多剤耐性化を防ぐために、これが予想されるケースについては、全額公費負担を前提とした強制的な治療介入を制度として確立すべき。
職業にもよるが、退院許可が必ずしも就業禁止解除を意味しないことを明記すべきか。

結核病床
全国一律の病床数算定基準を廃止し、新規感染性結核患者の感染性消失までの入院に要する病床数及び慢性排菌等長期の入院に要する病床数等、公衆衛生上必要な病床数を都道府県知事が定めることとする。

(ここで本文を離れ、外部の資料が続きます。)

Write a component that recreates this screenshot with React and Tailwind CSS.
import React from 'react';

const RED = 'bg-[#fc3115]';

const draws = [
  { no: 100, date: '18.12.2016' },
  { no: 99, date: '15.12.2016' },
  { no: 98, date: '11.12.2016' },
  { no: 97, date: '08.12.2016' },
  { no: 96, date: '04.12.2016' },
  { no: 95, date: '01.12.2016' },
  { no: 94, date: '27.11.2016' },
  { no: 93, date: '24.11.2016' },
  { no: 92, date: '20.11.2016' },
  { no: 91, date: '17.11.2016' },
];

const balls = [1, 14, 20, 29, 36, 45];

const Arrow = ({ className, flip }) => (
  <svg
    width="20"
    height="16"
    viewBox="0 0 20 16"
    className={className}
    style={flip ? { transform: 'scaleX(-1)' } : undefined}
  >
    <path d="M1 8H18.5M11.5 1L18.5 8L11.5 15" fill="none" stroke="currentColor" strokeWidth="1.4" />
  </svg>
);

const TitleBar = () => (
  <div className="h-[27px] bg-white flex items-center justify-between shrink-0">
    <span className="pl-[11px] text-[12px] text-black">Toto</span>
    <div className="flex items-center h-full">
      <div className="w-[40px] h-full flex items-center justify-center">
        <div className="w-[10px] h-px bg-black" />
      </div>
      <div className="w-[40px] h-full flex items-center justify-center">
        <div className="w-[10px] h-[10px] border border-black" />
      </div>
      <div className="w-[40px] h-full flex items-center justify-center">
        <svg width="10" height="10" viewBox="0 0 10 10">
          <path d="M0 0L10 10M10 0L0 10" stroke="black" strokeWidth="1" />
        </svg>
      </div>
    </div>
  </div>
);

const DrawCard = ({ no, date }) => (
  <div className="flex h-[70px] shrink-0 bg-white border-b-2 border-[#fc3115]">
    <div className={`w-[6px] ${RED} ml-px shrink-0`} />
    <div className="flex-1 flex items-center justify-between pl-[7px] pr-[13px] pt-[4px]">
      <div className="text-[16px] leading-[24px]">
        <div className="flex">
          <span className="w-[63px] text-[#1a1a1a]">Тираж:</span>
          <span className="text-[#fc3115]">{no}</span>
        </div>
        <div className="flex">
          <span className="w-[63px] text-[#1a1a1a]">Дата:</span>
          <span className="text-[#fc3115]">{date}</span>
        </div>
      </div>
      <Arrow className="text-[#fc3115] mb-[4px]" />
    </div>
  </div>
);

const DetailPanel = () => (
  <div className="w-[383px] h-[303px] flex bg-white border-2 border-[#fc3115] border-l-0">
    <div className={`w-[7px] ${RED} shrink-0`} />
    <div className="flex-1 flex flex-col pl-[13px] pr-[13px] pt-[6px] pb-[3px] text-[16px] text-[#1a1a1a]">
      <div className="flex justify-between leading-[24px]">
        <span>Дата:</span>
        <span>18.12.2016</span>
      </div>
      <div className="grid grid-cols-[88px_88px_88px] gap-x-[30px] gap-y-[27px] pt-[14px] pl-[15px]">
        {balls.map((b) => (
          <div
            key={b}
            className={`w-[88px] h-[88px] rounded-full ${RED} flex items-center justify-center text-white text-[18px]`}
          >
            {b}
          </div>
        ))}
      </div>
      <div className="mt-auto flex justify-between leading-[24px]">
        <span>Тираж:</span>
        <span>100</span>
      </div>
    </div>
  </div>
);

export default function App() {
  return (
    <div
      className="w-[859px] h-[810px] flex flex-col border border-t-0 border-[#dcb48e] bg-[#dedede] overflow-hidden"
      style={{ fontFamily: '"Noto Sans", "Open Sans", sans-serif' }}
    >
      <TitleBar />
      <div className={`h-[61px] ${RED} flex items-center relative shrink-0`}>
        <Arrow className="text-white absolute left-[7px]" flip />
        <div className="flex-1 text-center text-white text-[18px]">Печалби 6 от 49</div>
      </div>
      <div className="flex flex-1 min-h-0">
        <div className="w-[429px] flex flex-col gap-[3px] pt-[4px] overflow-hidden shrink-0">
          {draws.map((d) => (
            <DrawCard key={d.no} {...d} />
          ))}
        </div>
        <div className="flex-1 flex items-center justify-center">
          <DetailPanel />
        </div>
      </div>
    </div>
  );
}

結核病床、入院期間、入退院基準はいずれも相互に関連のある課題である。入退院基準を整理し、適切な入院期間で退院することになれば、さらに空床が増えるのは自明である。並行して地域差を勘案した適正な結核病床数および配置を早急に検討すべき。

モデル事業
平成16年4月1日現在54施設274床において実施している。
実施医療機関の意見:患者要件については、合併症のない結核疑い患者の一時収容ができれば望ましい。施設要件については、陰圧及び二重扉であれば、引き戸である必要はないのではないか;独立換気、陰圧設備は必須事項ではないか;病室内の殺菌設備の設置は、除菌や安全確保面から効果的ではない。患者管理要件については、排菌がある間は、通常のマスクではなく、外科用マスクを着用すべき;単科精神科などでは、経験を有する内科医の非常勤併任で十分ではないか等。(アンケート中間報告)
患者要件につき、合併症のない患者も結核の診断がつくまでモデル病床に一時収容することを許容すれば、モデル病床はより普及すると思われる。
独立換気の個室を多くの病院で備えることにより、結核に限らず空気感染をするあらゆる疾患に対応可能となり、院内感染対策にも資するものである。